Les niches d'Eric Chevillard

     
              

Éric Chevillard, Péloponnèse, Dessins de Jan Voss, Editions Fata Morgana, Fontfroide le haut, 2013,  112 pages.

 

Passant du musée (dans lesquels subrepticement il soulève les toiles pour voir ce qui se cache derrière), descendant par l’escalier de chaque jour, se contemplant au miroir où chaque matin se réinvente notre autofiction Eric Chevillard offre un délice de lecture. Dans ses chroniques il se laisse conduire par les gestes du quotidien et leur modèle appris afin de les dynamiter de manies intestines et de tocs de bon aloi. Chevillard se fait primesautier et drôle pour décrypter notre cinéma dans le théâtre de l’existence. Ses désossements pieux des comportements d’usages créent dans ce  Péloponnèse une terre neuve ou un cimetière. En Médor l’auteur déterre des os de tous les lapins que l’existence pose. A la condition toutefois de renoncer à lire « L’histoire de la guerre du Péloponnèse ». Le livre tombe des mains de Chevillard. Qu’il se rassure il n’est pas le seul. On lui emboîte le pas même si au seul nom de Thucydide, il « rougit de confusion et voudrait disparaître sous terre ».

 

A un tel « théolochien » on pardonnera cette  niche.
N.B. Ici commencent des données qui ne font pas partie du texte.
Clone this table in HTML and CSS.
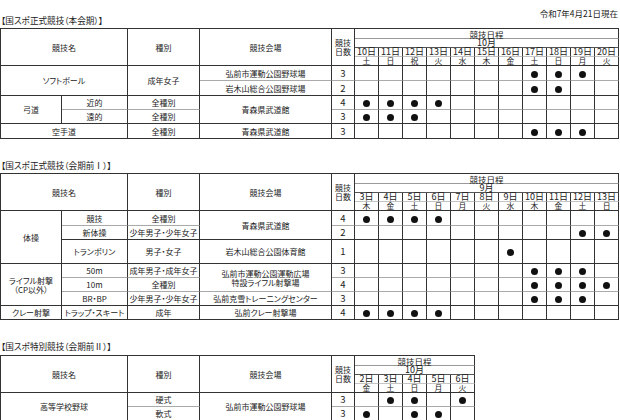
FILE: index.html
```html
<!DOCTYPE html>
<html lang="ja">
<head>
<meta charset="utf-8">
<link rel="stylesheet" href="styles.css">
</head>
<body>
<div class="top">
  <div class="title first">【国スポ正式競技（本会期）】</div>
  <div class="asof">令和7年4月21日現在</div>
</div>
<table class="sched">
  <colgroup><col class="ca"><col class="cb"><col class="cc"><col class="cd"><col class="ce"><col class="cf"><col class="cf"><col class="cf"><col class="cf"><col class="cf"><col class="cf"><col class="cf"><col class="cf"><col class="cf"><col class="cf"><col class="cf"></colgroup>
  <tr class="h1"><td colspan="2" rowspan="4">競技名</td><td rowspan="4">種別</td><td rowspan="4">競技会場</td><td rowspan="4" class="cnth">競技<br>日数</td><td colspan="11" class="gb">競技日程</td></tr>
  <tr class="h2"><td colspan="11" class="mb">10月</td></tr>
  <tr class="h3"><td>10日</td><td>11日</td><td>12日</td><td>13日</td><td>14日</td><td>15日</td><td>16日</td><td>17日</td><td>18日</td><td>19日</td><td>20日</td></tr>
  <tr class="h4"><td>土</td><td>日</td><td>祝</td><td>火</td><td>水</td><td>木</td><td>金</td><td>土</td><td>日</td><td>月</td><td>火</td></tr>
  <tr class="r15 g"><td colspan="2" rowspan="2" class="nb">ソフトボール</td><td rowspan="2" class="nb">成年女子</td><td>弘前市運動公園野球場</td><td class="n">3</td><td></td><td></td><td></td><td></td><td></td><td></td><td></td><td><i></i></td><td><i></i></td><td><i></i></td><td></td></tr>
  <tr class="r15"><td>岩木山総合公園野球場</td><td class="n">2</td><td></td><td></td><td></td><td></td><td></td><td></td><td></td><td><i></i></td><td><i></i></td><td></td><td></td></tr>
  <tr class="r14 g"><td rowspan="2" class="nb">弓道</td><td>近的</td><td>全種別</td><td rowspan="2" class="nb">青森県武道館</td><td class="n">4</td><td><i></i></td><td><i></i></td><td><i></i></td><td><i></i></td><td></td><td></td><td></td><td></td><td></td><td></td><td></td></tr>
  <tr class="r14"><td>遠的</td><td>全種別</td><td class="n">3</td><td><i></i></td><td><i></i></td><td><i></i></td><td></td><td></td><td></td><td></td><td></td><td></td><td></td><td></td></tr>
  <tr class="r15"><td colspan="2">空手道</td><td>全種別</td><td>青森県武道館</td><td class="n">3</td><td></td><td></td><td></td><td></td><td></td><td></td><td></td><td><i></i></td><td><i></i></td><td><i></i></td><td></td></tr>
</table>

<div class="title second">【国スポ正式競技（会期前Ⅰ）】</div>
<table class="sched">
  <colgroup><col class="ca"><col class="cb"><col class="cc"><col class="cd"><col class="ce"><col class="cf"><col class="cf"><col class="cf"><col class="cf"><col class="cf"><col class="cf"><col class="cf"><col class="cf"><col class="cf"><col class="cf"><col class="cf"></colgroup>
  <tr class="h1"><td colspan="2" rowspan="4">競技名</td><td rowspan="4">種別</td><td rowspan="4">競技会場</td><td rowspan="4" class="cnth">競技<br>日数</td><td colspan="11" class="gb">競技日程</td></tr>
  <tr class="h2"><td colspan="11" class="mb">9月</td></tr>
  <tr class="h3"><td>3日</td><td>4日</td><td>5日</td><td>6日</td><td>7日</td><td>8日</td><td>9日</td><td>10日</td><td>11日</td><td>12日</td><td>13日</td></tr>
  <tr class="h4"><td>木</td><td>金</td><td>土</td><td>日</td><td>月</td><td>火</td><td>水</td><td>木</td><td>金</td><td>土</td><td>日</td></tr>
  <tr class="r15 g"><td rowspan="3" class="nb">体操</td><td>競技</td><td>全種別</td><td rowspan="2" class="nb">青森県武道館</td><td class="n">4</td><td><i></i></td><td><i></i></td><td><i></i></td><td><i></i></td><td></td><td></td><td></td><td></td><td></td><td></td><td></td></tr>
  <tr class="r14"><td>新体操</td><td>少年男子・少年女子</td><td class="n">2</td><td></td><td></td><td></td><td></td><td></td><td></td><td></td><td></td><td></td><td><i></i></td><td><i></i></td></tr>
  <tr class="r24"><td>トランポリン</td><td>男子・女子</td><td>岩木山総合公園体育館</td><td class="n">1</td><td></td><td></td><td></td><td></td><td></td><td></td><td><i></i></td><td></td><td></td><td></td><td></td></tr>
  <tr class="r14 g"><td rowspan="3" class="nb">ライフル射撃<br>（CP以外）</td><td>50m</td><td>成年男子・成年女子</td><td rowspan="2" class="nb gl">弘前市運動公園運動広場<br>特設ライフル射撃場</td><td class="n">3</td><td></td><td></td><td></td><td></td><td></td><td></td><td></td><td><i></i></td><td><i></i></td><td><i></i></td><td></td></tr>
  <tr class="r14 g"><td>10m</td><td>全種別</td><td class="n">4</td><td></td><td></td><td></td><td></td><td></td><td></td><td></td><td><i></i></td><td><i></i></td><td><i></i></td><td><i></i></td></tr>
  <tr class="r14"><td>BR・BP</td><td>少年男子・少年女子</td><td>弘前克雪トレーニングセンター</td><td class="n">3</td><td></td><td></td><td></td><td></td><td></td><td></td><td></td><td><i></i></td><td><i></i></td><td><i></i></td><td></td></tr>
  <tr class="r14"><td>クレー射撃</td><td>トラップ・スキート</td><td>成年</td><td>弘前クレー射撃場</td><td class="n">4</td><td><i></i></td><td><i></i></td><td><i></i></td><td><i></i></td><td></td><td></td><td></td><td></td><td></td><td></td><td></td></tr>
</table>

<div class="title third">【国スポ特別競技（会期前Ⅱ）】</div>
<table class="sched small">
  <colgroup><col class="ca"><col class="cb"><col class="cc"><col class="cd"><col class="ce"><col class="cf"><col class="cf"><col class="cf"><col class="cf"><col class="cf"></colgroup>
  <tr class="h1"><td colspan="2" rowspan="4">競技名</td><td rowspan="4">種別</td><td rowspan="4">競技会場</td><td rowspan="4" class="cnth">競技<br>日数</td><td colspan="5" class="gb">競技日程</td></tr>
  <tr class="h2"><td colspan="5" class="mb">10月</td></tr>
  <tr class="h3"><td>2日</td><td>3日</td><td>4日</td><td>5日</td><td>6日</td></tr>
  <tr class="h4"><td>金</td><td>土</td><td>日</td><td>月</td><td>火</td></tr>
  <tr class="r14 g"><td colspan="2" rowspan="2" class="nb">高等学校野球</td><td>硬式</td><td rowspan="2" class="nb">弘前市運動公園野球場</td><td class="n">3</td><td></td><td><i></i></td><td><i></i></td><td></td><td><i></i></td></tr>
  <tr class="r14"><td>軟式</td><td class="n">3</td><td><i></i></td><td></td><td><i></i></td><td><i></i></td><td></td></tr>
</table>
</body>
</html>
```
FILE: styles.css
```css
html, body {
  margin: 0;
  padding: 0;
  background: #ffffff;
}
body {
  font-family: "Noto Sans CJK JP", "Noto Sans", sans-serif;
  color: #222;
  font-feature-settings: "palt";
}
.top {
  display: flex;
  justify-content: space-between;
  align-items: flex-start;
  width: 618px;
  height: 20px;
  padding-top: 8px;
}
.asof {
  font-size: 8.5px;
  line-height: 10px;
}
.title {
  font-size: 8.6px;
  line-height: 10px;
  padding-left: 1px;
}
.title.first {
  padding-top: 7px;
}
.title.second {
  margin-top: 21px;
  margin-bottom: 3px;
}
.title.third {
  margin-top: 21px;
  margin-bottom: 4px;
}
.sched {
  border-collapse: separate;
  border-spacing: 0;
  table-layout: fixed;
  width: 619px;
  border-top: 1px solid #333;
  border-left: 1px solid #333;
}
.sched.small {
  width: 475px;
}
.ca { width: 61px; }
.cb { width: 66px; }
.cc { width: 72px; }
.cd { width: 132px; }
.ce { width: 23px; }
.cf { width: 24px; }
.sched td {
  padding: 0;
  border-right: 1px solid #333;
  border-bottom: 1px solid #333;
  text-align: center;
  vertical-align: middle;
  font-size: 8px;
  line-height: 9px;
  white-space: nowrap;
  overflow: visible;
}
.sched tr.h1 { height: 10px; }
.sched tr.h2 { height: 8px; }
.sched tr.h3 { height: 9px; }
.sched tr.h4 { height: 9px; }
.sched tr.h1 td.gb {
  font-size: 8.5px;
  line-height: 8px;
}
.sched tr.h2 td,
.sched tr.h3 td {
  font-size: 9px;
  line-height: 8px;
}
.sched tr.h4 td {
  font-size: 7.8px;
  line-height: 8px;
}
.sched tr.h1 td.gb { border-bottom-color: #999; }
.sched tr.h2 td.mb { border-bottom-color: #555; }
.sched tr.h3 td { border-bottom-color: #c4c4c4; }
.sched td.cnth {
  font-size: 8px;
  line-height: 9px;
}
.sched tr.r14 { height: 14px; }
.sched tr.r15 { height: 15px; }
.sched tr.r24 { height: 24px; }
.sched tr.g td { border-bottom-color: #aaa; }
.sched tr.g td.nb { border-bottom-color: #333; }
.sched tr.g td.nb.gl { border-bottom-color: #aaa; }
.sched td.n {
  font-size: 9.5px;
}
.sched td i {
  display: inline-block;
  width: 7px;
  height: 7px;
  border-radius: 50%;
  background: #111;
  vertical-align: middle;
}
```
Et ce même si ce refus de l’âne fera défaut - on le cite - à sa « vaste et pointilleuse érudition ».  Qu’importe : avec ce laveur de vitres du réel en costume à carreaux se poursuit  avec délectation complice la grève de la fin. D’autant qu’à n’y voir que du feu tout lecteur raterait bien des merveilles. D’une chronique à l’autre le temps devient un sable émouvant et les choses telles qu’elles sont deviennent des choses en soie. Tout cela ne fait pas un pli. Même aux  pantalons dont, pour l’écrivain, le pluriel est douteux. Quand aux  nonnes on les sent prêtes à montrer leurs saints à un quidam. Comme le poisson rouge du livre il semble sans mémoire. Mais « ne sachant pas quand sa vie a commencé il éprouve le poids des siècles passés » et de leurs guerres. Sauf bien entendu celle du Péloponnèse.